We worried about what to do with the beer left in the keg after the festival ended. We needn’t have worried. The keg was empty within the first 4 hours of the festival! We made about a dozen “supply runs” to local stores to buy more beer and wine during the festival. On every trip we thought we had ordered enough additional supplies to last the rest of the festival, and every time we ran out again within a couple of hours.

The Pocahontas police were excellent to work with for our festival. They and the mayor seemed anxious for our tavern to be a success for our festival and for our town.
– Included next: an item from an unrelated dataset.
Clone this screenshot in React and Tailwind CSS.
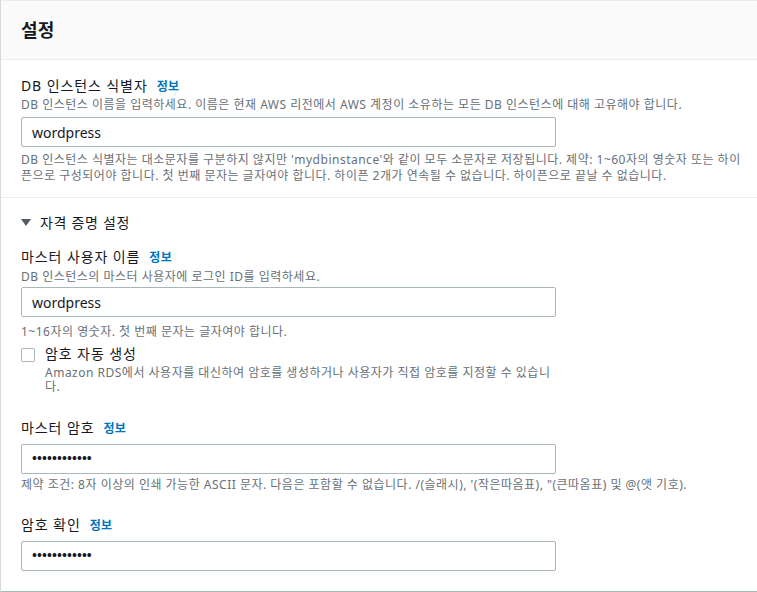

Policemen were always at or near the tavern during the festival, but they behaved the way all policemen OUGHT to be: they were there to help us, not as adversaries constantly looking for violations.

The police were just folks at the festival, talking and laughing with everybody, drinking sodas and eating kettle corn, there if needed, but otherwise unobtrusive. And it turns out they had an easy time of it, because there were no problems. Nobody had too much to drink. Everybody we saw was happy, having a good time, and thankful to the festival organizers and the tavern workers for making it all possible.

In the end, we took in about $5,000 in alcohol and popcorn sales during the 18 hours the tavern was open. About $500 of that will go for state and local sales taxes. We had another $2000 in expenses to build the bar (a one-time expense), decorate the tavern, and buy the beer, wine, cups, and popcorn. So with all expenses paid, we now have about $2,500 in the bank to apply toward our next festival, which will, of course, be bigger and better than ever!

Besides the money, the best things that came out of the effort included that our community had a great time while proving the naysayers wrong about the likelihood of alcohol-related problems, our tavern team learned a lot about how to do it even better next time, and our team came out of it tired but ready to do it again…after a few months off.

We’re already talking about a fall festival. Randolph County has an unusually large population of descendants of German immigrants who moved here in the 1880’s, so an “Oktoberfest” seems like a logical fall festival for us, though if we find other towns have things planned for October, we might have a “Novemberfest” instead. But fest we shall have, and it will be great fun!


Special guest editorial by Dr. Pat Carroll

2 Comments

  1. Very good article and accurate history of this event. I am proud to say that I was involved from beginning to end and would do it all over in a heart beat. The friendships that came out of this are “priceless”.

  2. There are about 20 other people who worked tirelessly for months to get this thing on the ballot……it could not have happened without them! And they are some of the same people who made this event a success! AND we all owe a big thanks to the people of Randolph County who voted to bring us into the 21st Century and who came out to enjoy the results of our/their accomplishment!